Both formats have their advantages & disadvantages, and PDFs have their use cases, so I don‘t see them as mutually exclusive. That said, I am really looking forward to working with a text+markup-based format such as HTML, the ability to easily read & modify the DOM, to parse or embed additional metadata, and to facilitate better semantic relationships.
That sounds extremely interesting, I’ll definitely be following your progress, the app looks great! Interesting way to implement inline metadata, I would have expected YAML frontmatter.
For what it’s worth, Apple’s documentation says (or strongly implies) their Web Archive format is deprecated.
Also PDF is an “open standard” with ISO. What is a PDF? Portable Document Format | Adobe Acrobat DC
Unless I’m reading it wrong I think it explicitly says it is depreciated, I had no idea.
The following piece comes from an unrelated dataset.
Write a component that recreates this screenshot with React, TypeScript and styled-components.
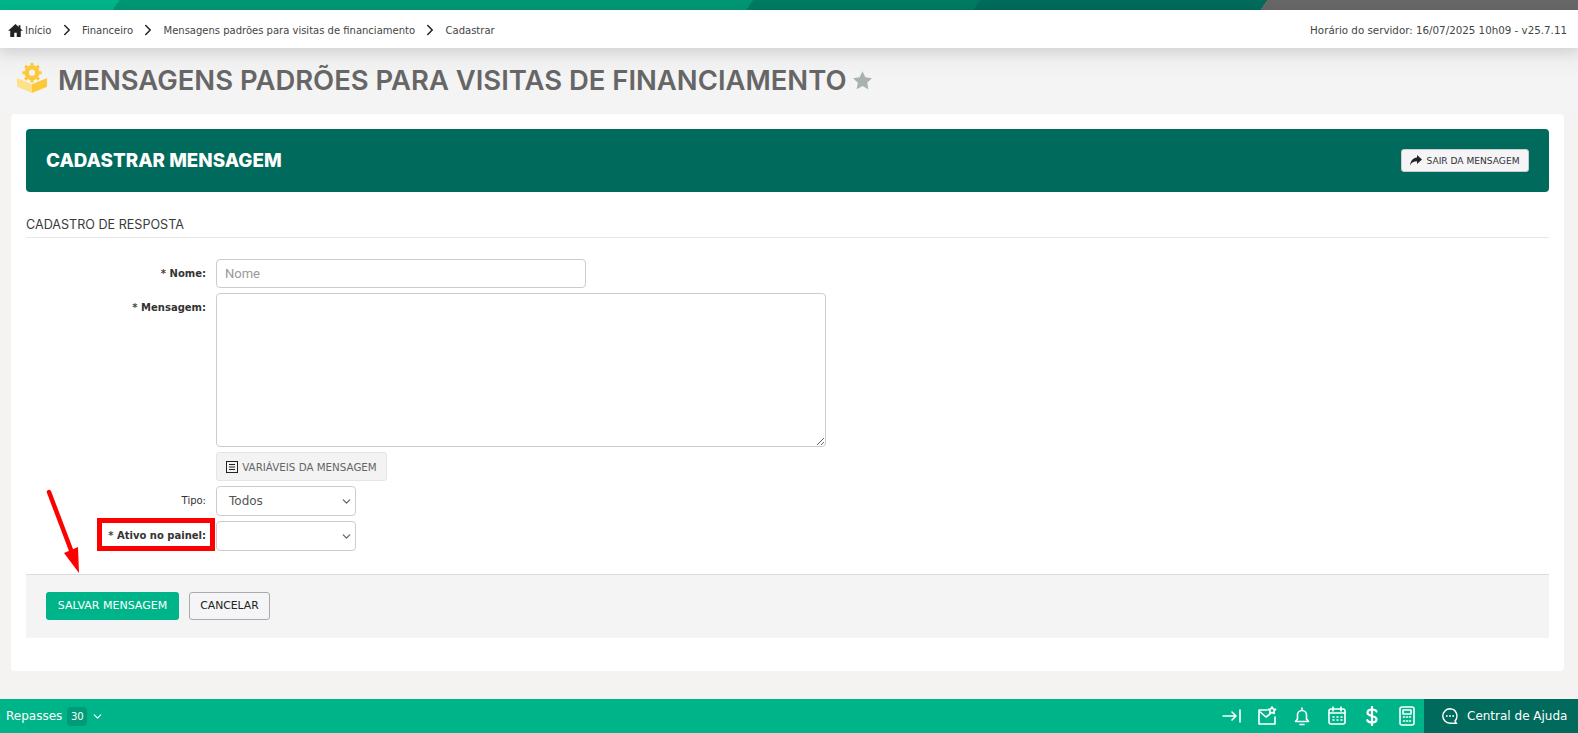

I wish Safari would let you save out the Reader view, 90% of the time it’s exactly what I’d love to save and it works so much better than any of the clippers do. I’ve tried saving out Instapaper, Outline, etc. but then you often get URL mismatches or other weirdness.
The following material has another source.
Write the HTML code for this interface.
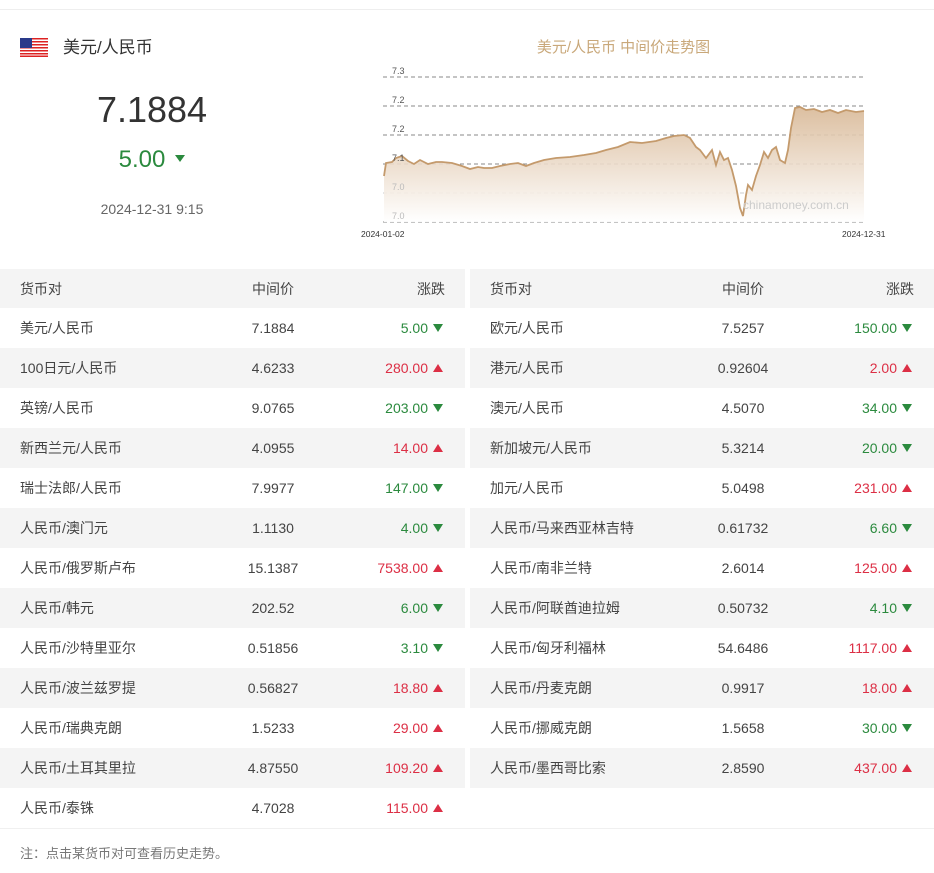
<!DOCTYPE html>
<html><head><meta charset="utf-8"><style>
*{margin:0;padding:0;box-sizing:border-box}
body{width:934px;height:873px;background:#fff;font-family:"Liberation Sans","Noto Sans CJK SC",sans-serif;color:#333;position:relative;overflow:hidden}
.abs{position:absolute;white-space:nowrap}
.g{color:#2b8a3e}.r{color:#dc2f45}
table{position:absolute;top:269px;border-collapse:collapse;font-size:14px;color:#444}
td{height:40px;padding:0}
tr:nth-child(odd){background:#f4f4f4}
tr:first-child td{height:39px}
.n{padding-left:20px;width:200px}
.m{text-align:center;width:146px}
.c{text-align:right;padding-right:22px}
.tri{display:inline-block;width:0;height:0;border-left:5px solid transparent;border-right:5px solid transparent;margin-left:5px;vertical-align:1px}
.dn{border-top:8px solid #2b8a3e}.up{border-bottom:8px solid #dc2f45}
</style></head><body>
<div class="abs" style="left:0;top:9px;width:934px;border-top:1px solid #eee"></div>
<svg class="abs" style="left:20px;top:38px" width="28" height="19" viewBox="0 0 28 19">
<rect width="28" height="19" fill="#fff"/>
<g fill="#d22"><rect y="0" width="28" height="1.5"/><rect y="3" width="28" height="1.5"/><rect y="6" width="28" height="1.5"/><rect y="9" width="28" height="1.5"/><rect y="12" width="28" height="1.5"/><rect y="15" width="28" height="1.5"/><rect y="17.5" width="28" height="1.5"/></g>
<rect width="12" height="10" fill="#2a3a8a"/></svg>
<div class="abs" style="left:63px;top:33px;font-size:17px">美元/人民币</div>
<div class="abs" style="left:0;width:304px;text-align:center;top:89px;font-size:36px;color:#333">7.1884</div>
<div class="abs g" style="left:0;width:304px;text-align:center;top:146px;font-size:24px">5.00<span class="tri dn" style="margin-left:10px;vertical-align:5px;border-left-width:5px;border-right-width:5px;border-top-width:7px"></span></div>
<div class="abs" style="left:0;width:304px;text-align:center;top:201px;font-size:14px;color:#666">2024-12-31 9:15</div>
<div class="abs" style="left:383px;width:481px;text-align:center;top:36px;font-size:15px;color:#c9a87a">美元/人民币 中间价走势图</div>
<svg class="abs" style="left:355px;top:60px" width="545" height="185" viewBox="355 60 545 185">
<defs><linearGradient id="gr" x1="0" y1="0" x2="0" y2="1"><stop offset="0" stop-color="#d8b896"/><stop offset="1" stop-color="#fff"/></linearGradient></defs>
<g stroke="#888" stroke-dasharray="4 3" stroke-width="1"><line x1="383" y1="77" x2="864" y2="77"/><line x1="383" y1="106" x2="864" y2="106"/><line x1="383" y1="135" x2="864" y2="135"/><line x1="383" y1="164" x2="864" y2="164"/><line x1="383" y1="193" x2="864" y2="193" stroke="#ccc"/><line x1="383" y1="222" x2="864" y2="222"/></g>
<path d="M384 176 L386 163 L392 162 L396 158 L402 156 L408 161 L414 164 L420 160 L428 164 L436 162 L442 162 L452 163 L462 166 L470 169 L478 167 L484 168 L492 168 L500 166 L510 164 L518 163 L526 166 L534 163 L544 160 L556 158 L570 157 L584 155 L596 153 L606 150 L618 147 L630 142 L642 143 L656 141 L666 138 L674 136 L684 135 L690 138 L696 147 L700 150 L706 158 L712 150 L716 165 L720 152 L724 160 L728 158 L732 170 L736 186 L740 208 L743 216 L746 195 L748 185 L752 190 L756 176 L760 165 L764 152 L768 158 L772 150 L776 147 L780 160 L785 163 L788 150 L791 128 L795 108 L800 107 L806 110 L814 109 L822 112 L830 110 L838 113 L846 110 L856 112 L864 111 L864 222 L384 222 Z" fill="url(#gr)" opacity="0.9"/>
<path d="M384 176 L386 163 L392 162 L396 158 L402 156 L408 161 L414 164 L420 160 L428 164 L436 162 L442 162 L452 163 L462 166 L470 169 L478 167 L484 168 L492 168 L500 166 L510 164 L518 163 L526 166 L534 163 L544 160 L556 158 L570 157 L584 155 L596 153 L606 150 L618 147 L630 142 L642 143 L656 141 L666 138 L674 136 L684 135 L690 138 L696 147 L700 150 L706 158 L712 150 L716 165 L720 152 L724 160 L728 158 L732 170 L736 186 L740 208 L743 216 L746 195 L748 185 L752 190 L756 176 L760 165 L764 152 L768 158 L772 150 L776 147 L780 160 L785 163 L788 150 L791 128 L795 108 L800 107 L806 110 L814 109 L822 112 L830 110 L838 113 L846 110 L856 112 L864 111" fill="none" stroke="#c49a6c" stroke-width="1.8"/>
<g font-size="9" fill="#555" font-family="Liberation Sans"><text x="392" y="74">7.3</text><text x="392" y="103">7.2</text><text x="392" y="132">7.2</text><text x="392" y="161">7.1</text><text x="392" y="190" fill="#bbb">7.0</text><text x="392" y="219" fill="#bbb">7.0</text>
<text x="361" y="237" font-size="8.5" fill="#333">2024-01-02</text><text x="842" y="237" font-size="8.5" fill="#333">2024-12-31</text></g>
<text x="743" y="209" font-size="12" fill="#ccc" font-family="Liberation Sans">chinamoney.com.cn</text>
</svg>

<table style="left:0;width:465px">
<tr><td class="n">货币对</td><td class="m">中间价</td><td class="c" style="padding-right:20px">涨跌</td></tr>
<tr><td class="n">美元/人民币</td><td class="m">7.1884</td><td class="c g">5.00<span class="tri dn"></span></td></tr>
<tr><td class="n">100日元/人民币</td><td class="m">4.6233</td><td class="c r">280.00<span class="tri up"></span></td></tr>
<tr><td class="n">英镑/人民币</td><td class="m">9.0765</td><td class="c g">203.00<span class="tri dn"></span></td></tr>
<tr><td class="n">新西兰元/人民币</td><td class="m">4.0955</td><td class="c r">14.00<span class="tri up"></span></td></tr>
<tr><td class="n">瑞士法郎/人民币</td><td class="m">7.9977</td><td class="c g">147.00<span class="tri dn"></span></td></tr>
<tr><td class="n">人民币/澳门元</td><td class="m">1.1130</td><td class="c g">4.00<span class="tri dn"></span></td></tr>
<tr><td class="n">人民币/俄罗斯卢布</td><td class="m">15.1387</td><td class="c r">7538.00<span class="tri up"></span></td></tr>
<tr><td class="n">人民币/韩元</td><td class="m">202.52</td><td class="c g">6.00<span class="tri dn"></span></td></tr>
<tr><td class="n">人民币/沙特里亚尔</td><td class="m">0.51856</td><td class="c g">3.10<span class="tri dn"></span></td></tr>
<tr><td class="n">人民币/波兰兹罗提</td><td class="m">0.56827</td><td class="c r">18.80<span class="tri up"></span></td></tr>
<tr><td class="n">人民币/瑞典克朗</td><td class="m">1.5233</td><td class="c r">29.00<span class="tri up"></span></td></tr>
<tr><td class="n">人民币/土耳其里拉</td><td class="m">4.87550</td><td class="c r">109.20<span class="tri up"></span></td></tr>
<tr><td class="n">人民币/泰铢</td><td class="m">4.7028</td><td class="c r">115.00<span class="tri up"></span></td></tr>
</table>
<table style="left:470px;width:464px">
<tr><td class="n">货币对</td><td class="m">中间价</td><td class="c" style="padding-right:20px">涨跌</td></tr>
<tr><td class="n">欧元/人民币</td><td class="m">7.5257</td><td class="c g">150.00<span class="tri dn"></span></td></tr>
<tr><td class="n">港元/人民币</td><td class="m">0.92604</td><td class="c r">2.00<span class="tri up"></span></td></tr>
<tr><td class="n">澳元/人民币</td><td class="m">4.5070</td><td class="c g">34.00<span class="tri dn"></span></td></tr>
<tr><td class="n">新加坡元/人民币</td><td class="m">5.3214</td><td class="c g">20.00<span class="tri dn"></span></td></tr>
<tr><td class="n">加元/人民币</td><td class="m">5.0498</td><td class="c r">231.00<span class="tri up"></span></td></tr>
<tr><td class="n">人民币/马来西亚林吉特</td><td class="m">0.61732</td><td class="c g">6.60<span class="tri dn"></span></td></tr>
<tr><td class="n">人民币/南非兰特</td><td class="m">2.6014</td><td class="c r">125.00<span class="tri up"></span></td></tr>
<tr><td class="n">人民币/阿联酋迪拉姆</td><td class="m">0.50732</td><td class="c g">4.10<span class="tri dn"></span></td></tr>
<tr><td class="n">人民币/匈牙利福林</td><td class="m">54.6486</td><td class="c r">1117.00<span class="tri up"></span></td></tr>
<tr><td class="n">人民币/丹麦克朗</td><td class="m">0.9917</td><td class="c r">18.00<span class="tri up"></span></td></tr>
<tr><td class="n">人民币/挪威克朗</td><td class="m">1.5658</td><td class="c g">30.00<span class="tri dn"></span></td></tr>
<tr><td class="n">人民币/墨西哥比索</td><td class="m">2.8590</td><td class="c r">437.00<span class="tri up"></span></td></tr>
<tr style="background:#fff"><td class="n"></td><td class="m"></td><td class="c"></td></tr>
</table>
<div class="abs" style="left:0;top:828px;width:934px;border-top:1px solid #f0f0f0"></div>
<div class="abs" style="left:20px;top:843px;font-size:13px;color:#777">注：点击某货币对可查看历史走势。</div>
</body></html>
Folks, please see the thread I linked to in post 2 above. I don’t think the Web Archive format has been deprecated at all. The page in the Developer documentation is about the Class developers could use to work with one in their apps, and while this does certainly infer the format is on the wane as well, I’ve suggested evidence in the other thread that goes against this notion.
That’s my interpretation also … Apple’s being fuzzy about their intentions for this Apple-only technology. Someday it will all become clear.
I have long agreed with OP, and have been trying for years to be able to archive and markup html. I know it’s possible because I used to do it, using an old Firefox extension called “Scrapbook”. It would save a good replica of the page without the ads, and you could highlight, add notes inline, etc. Scrapbook somehow relied on something insecure in the browser though - I didn’t understand the details - and it’s no longer available. I now run Scrapbook X in Pale Moon, which is basically a fork of old insecure versions of Firefox. I use Pale Moon just for this extension. There has to be a better way?!